Why Do Many Mistake Honesty for Negativity?
Throughout their life, people struggle to understand why others are not able to deal with their honest answers or opinions, especially in the situations where honesty was asked for. Every time honest replies are considered as negative. This happens to most of us. And we are bound to think when did being honest become a bad thing?
Is it that people don’t know how to be honest anymore? Or is it that people can’t digest honesty when on the receiving end? There are many possibilities. With every human, the behavior and the reasons change. Let’s take a look at a few:
- People don’t know what to say:
- Ego:
- The relationship with the person:
- How it has been conveyed:
More often than not, people just don’t realize when they crossed the fine line between honesty and negativity. When you ask for their honest opinions, they automatically take it as permission to criticize. They think being honest means speaking something critical or finding faults with stuff. They only know how to pick faults and then say “I was just being honest.” It’s their hideout. So in such a scenario, the receiver is not mistaking honesty for negativity, but the speaker is.
Mostly when you say something honestly, that borders on criticism or is not completely positive, people tend to take it on their egos. Nobody is usually ready to hear something bad about them. You tell someone that he/she is not perfect, their ego gets hurt. That is what most human beings make themselves into after growing up.

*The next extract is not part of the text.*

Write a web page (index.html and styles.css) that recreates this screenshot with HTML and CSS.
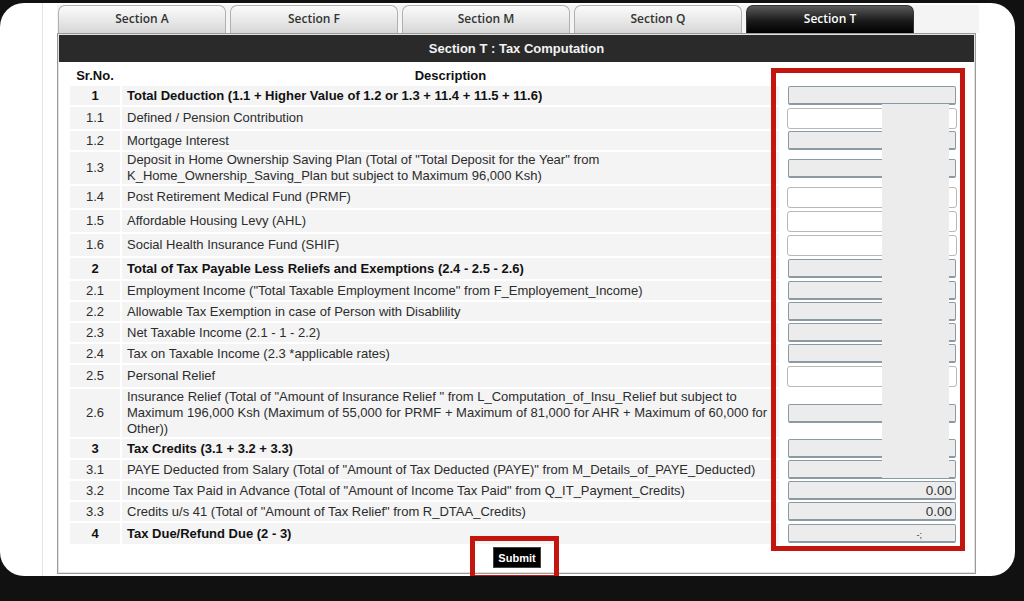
FILE: index.html
```html
<!DOCTYPE html>
<html>
<head>
<meta charset="utf-8">
<link rel="stylesheet" href="styles.css">
</head>
<body>
<div class="screen">
  <div class="page">
    <div class="tabs">
      <div class="tab">Section A</div>
      <div class="tab">Section F</div>
      <div class="tab">Section M</div>
      <div class="tab">Section Q</div>
      <div class="tab active">Section T</div>
    </div>
    <div class="panel">
      <div class="panel-head">Section T : Tax Computation</div>
      <div class="panel-body">
        <table class="grid">
          <thead>
            <tr><th class="sr">Sr.No.</th><th class="desc">Description</th><th class="val"></th></tr>
          </thead>
          <tbody>
            <tr class="b r20"><td class="sr">1</td><td class="desc">Total Deduction (1.1 + Higher Value of 1.2 or 1.3 + 11.4 + 11.5 + 11.6)</td><td class="val"><span class="ro"></span></td></tr>
            <tr class="r22"><td class="sr">1.1</td><td class="desc">Defined / Pension Contribution</td><td class="val"><span class="wi"></span></td></tr>
            <tr class="r20"><td class="sr">1.2</td><td class="desc">Mortgage Interest</td><td class="val"><span class="ro"></span></td></tr>
            <tr class="r32"><td class="sr">1.3</td><td class="desc">Deposit in Home Ownership Saving Plan (Total of "Total Deposit for the Year" from<br>K_Home_Ownership_Saving_Plan but subject to Maximum 96,000 Ksh)</td><td class="val"><span class="ro"></span></td></tr>
            <tr class="r22"><td class="sr">1.4</td><td class="desc">Post Retirement Medical Fund (PRMF)</td><td class="val"><span class="wi"></span></td></tr>
            <tr class="r22"><td class="sr">1.5</td><td class="desc">Affordable Housing Levy (AHL)</td><td class="val"><span class="wi"></span></td></tr>
            <tr class="r22"><td class="sr">1.6</td><td class="desc">Social Health Insurance Fund (SHIF)</td><td class="val"><span class="wi"></span></td></tr>
            <tr class="b r21"><td class="sr">2</td><td class="desc">Total of Tax Payable Less Reliefs and Exemptions (2.4 - 2.5 - 2.6)</td><td class="val"><span class="ro"></span></td></tr>
            <tr class="r20"><td class="sr">2.1</td><td class="desc">Employment Income ("Total Taxable Employment Income" from F_Employement_Income)</td><td class="val"><span class="ro"></span></td></tr>
            <tr class="r20"><td class="sr">2.2</td><td class="desc">Allowable Tax Exemption in case of Person with Disablility</td><td class="val"><span class="ro"></span></td></tr>
            <tr class="r20"><td class="sr">2.3</td><td class="desc">Net Taxable Income (2.1 - 1 - 2.2)</td><td class="val"><span class="ro"></span></td></tr>
            <tr class="r20"><td class="sr">2.4</td><td class="desc">Tax on Taxable Income (2.3 *applicable rates)</td><td class="val"><span class="ro"></span></td></tr>
            <tr class="r22"><td class="sr">2.5</td><td class="desc">Personal Relief</td><td class="val"><span class="wi"></span></td></tr>
            <tr class="r47"><td class="sr">2.6</td><td class="desc">Insurance Relief (Total of "Amount of Insurance Relief " from L_Computation_of_Insu_Relief but subject to<br>Maximum 196,000 Ksh (Maximum of 55,000 for PRMF + Maximum of 81,000 for AHR + Maximum of 60,000 for<br>Other))</td><td class="val"><span class="ro"></span></td></tr>
            <tr class="b r20"><td class="sr">3</td><td class="desc">Tax Credits (3.1 + 3.2 + 3.3)</td><td class="val"><span class="ro"></span></td></tr>
            <tr class="r20"><td class="sr">3.1</td><td class="desc">PAYE Deducted from Salary (Total of "Amount of Tax Deducted (PAYE)" from M_Details_of_PAYE_Deducted)</td><td class="val"><span class="ro"><span class="dot">.</span></span></td></tr>
            <tr class="r20"><td class="sr">3.2</td><td class="desc">Income Tax Paid in Advance (Total of "Amount of Income Tax Paid" from Q_IT_Payment_Credits)</td><td class="val"><span class="ro">0.00</span></td></tr>
            <tr class="r20"><td class="sr">3.3</td><td class="desc">Credits u/s 41 (Total of "Amount of Tax Relief" from R_DTAA_Credits)</td><td class="val"><span class="ro">0.00</span></td></tr>
            <tr class="b r21"><td class="sr">4</td><td class="desc">Tax Due/Refund Due (2 - 3)</td><td class="val"><span class="ro"><span class="tiny">-;</span></span></td></tr>
          </tbody>
        </table>
        <div class="actions">
          <button class="submit">Submit</button>
        </div>
        <div class="redact"></div>
        <div class="highlight"></div>
        <div class="highlight-submit"></div>
      </div>
    </div>
  </div>
</div>
<div class="bottom-bar"></div>
</body>
</html>
```

FILE: styles.css
```css
html, body {
  margin: 0;
  padding: 0;
  background: #111;
  height: 601px;
  overflow: hidden;
}

.screen {
  margin-top: 3px;
  width: 1015px;
  height: 573px;
  background: #fff;
  border-radius: 24px;
  overflow: hidden;
  font-family: "Liberation Sans", Arial, sans-serif;
}

.page {
  margin-left: 42px;
  height: 573px;
  border-left: 1px solid #e4e4e4;
  padding-left: 14px;
  box-sizing: border-box;
  padding-top: 2px;
}

.tabs {
  display: flex;
  gap: 4px;
  width: 922px;
  height: 28px;
  background: #f4f4f4;
  padding-left: 1px;
  box-sizing: border-box;
}

.tab {
  width: 168px;
  height: 28px;
  box-sizing: border-box;
  border: 1px solid #b0b0b0;
  border-bottom: none;
  border-radius: 7px 7px 0 0;
  background: linear-gradient(#fbfbfb, #e6e6e6 60%, #d6d6d6);
  font-family: "Open Sans", sans-serif;
  font-weight: 600;
  font-size: 12px;
  color: #333;
  text-align: center;
  line-height: 26px;
}

.tab.active {
  background: linear-gradient(#5a5a5a, #1a1a1a 55%, #000);
  border-color: #333;
  color: #fff;
}

.panel {
  width: 919px;
  box-sizing: border-box;
  border: 1px solid #9a9a9a;
  box-shadow: inset 0 0 0 1px #e2e2e2;
  background: #fff;
  padding: 1px;
  height: 541px;
}

.panel-head {
  height: 27px;
  background: #2a2a2a;
  color: #f2f2f2;
  font-weight: bold;
  font-size: 13px;
  text-align: center;
  line-height: 27px;
}

.panel-body {
  position: relative;
  padding: 3px 0 0 9px;
}

.grid {
  border-collapse: separate;
  border-spacing: 2px 2px;
  font-size: 13px;
  color: #2c2c2c;
  width: 896px;
  table-layout: fixed;
}

.grid th {
  font-weight: bold;
  color: #111;
  font-size: 13px;
  height: 17px;
  padding: 0;
}

.grid td {
  background: #f4f4f4;
  padding: 0 5px;
  line-height: 16px;
}

.grid .sr {
  width: 40px;
  text-align: center;
}

.grid th.sr { width: 50px; }

.grid .desc {
  width: 647px;
  white-space: nowrap;
  overflow: visible;
}

.grid th.desc { width: 657px; }

.grid td.val, .grid th.val {
  background: #fff;
  text-align: right;
  padding: 0 6px 0 0;
}

.grid tr.b td {
  font-weight: bold;
  color: #111;
}

.grid tr.r20 td { height: 19px; }
.grid tr.r21 td { height: 21px; }
.grid tr.r22 td { height: 22px; }
.grid tr.r32 td { height: 32px; }
.grid tr.r47 td { height: 47px; }

.ro {
  display: inline-block;
  vertical-align: middle;
  width: 168px;
  height: 19px;
  box-sizing: border-box;
  border: 1px solid #8c9aa4;
  border-bottom-width: 2px;
  border-radius: 2px;
  background: #ececec;
  text-align: right;
  padding-right: 3px;
  font-weight: normal;
  font-size: 13.5px;
  color: #333;
  line-height: 17px;
}

.wi {
  display: inline-block;
  vertical-align: middle;
  width: 170px;
  height: 21px;
  box-sizing: border-box;
  border: 1px solid #b8b8b8;
  border-radius: 3px;
  background: #fff;
  margin-right: -1px;
}

.dot { font-size: 8px; padding-right: 40px; }
.tiny { font-size: 9px; padding-right: 30px; }

.actions {
  display: flex;
  justify-content: flex-start;
  padding-left: 425px;
  margin-top: 1px;
}

.submit {
  background: #000;
  color: #fff;
  border: 1px solid #444;
  font-family: "Liberation Sans", Arial, sans-serif;
  font-weight: bold;
  font-size: 11px;
  height: 21px;
  width: 48px;
  padding: 0;
}

.highlight {
  position: absolute;
  left: 712px;
  top: 6px;
  width: 194px;
  height: 483px;
  box-sizing: border-box;
  border: 5px solid #c2160e;
  pointer-events: none;
}

.highlight-submit {
  position: absolute;
  left: 411px;
  top: 474px;
  width: 89px;
  height: 44px;
  box-sizing: border-box;
  border: 5px solid #c2160e;
  pointer-events: none;
}

.redact {
  position: absolute;
  left: 823px;
  top: 42px;
  width: 67px;
  height: 374px;
  background: #ececec;
}

.bottom-bar {
  height: 25px;
  background: #111;
}
```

They don’t have enough humbleness to accept that they could be wrong and what the other person is saying is acceptable.
Honesty could be well-received or ill-received, depending on who it is coming from. A friend needs to be honest and discuss the touchy subjects, even though you are not comfortable with it. It is still acceptable because you know your friend has good intentions. But coming from a formal relation like your peers, superiors or any other acquaintance; makes it hard to accept it at face value. Though it has been done in a healthy and respectful way, people don’t tend to trust on the feedbacks from anyone other than their close ones. They take it as an insult.
Being honest does not mean you can say the truth by making fun of a person or bullying them. If not treated with respect, honesty can very easily become negativity. When the truth is conveyed harshly, it is difficult for people to be open about it. For example, asking a fat person to take care of his/her health and lose weight for their personal benefit is acceptable honesty. But making fun of them or mentioning it every time could lead them to gain more weight. Human minds don’t like to hear certain things if they are not conveyed softly. Unnecessary persistence leads to negativity. Maybe there is a good point, but the way it is delivered becomes the deciding factor if it stays or is lost on you.
Recent Comments
1
Great post. You can take it further and ask why any disagreement with someone equals "hate". We live in a world of of being sheltered and seeking affirmation. Facebook really brings this home in that if you disagree in the slightest, you may get un-friended, possibly in real life and that's a shame.
You are absolutely right about honesty and aggression. It is not a license to ridicule or degrade, but rather an attempt at what used to be called civil discourse.
"Just sayin" and "just being honest" and other snarky means of communication are just showing a passive aggresiveness.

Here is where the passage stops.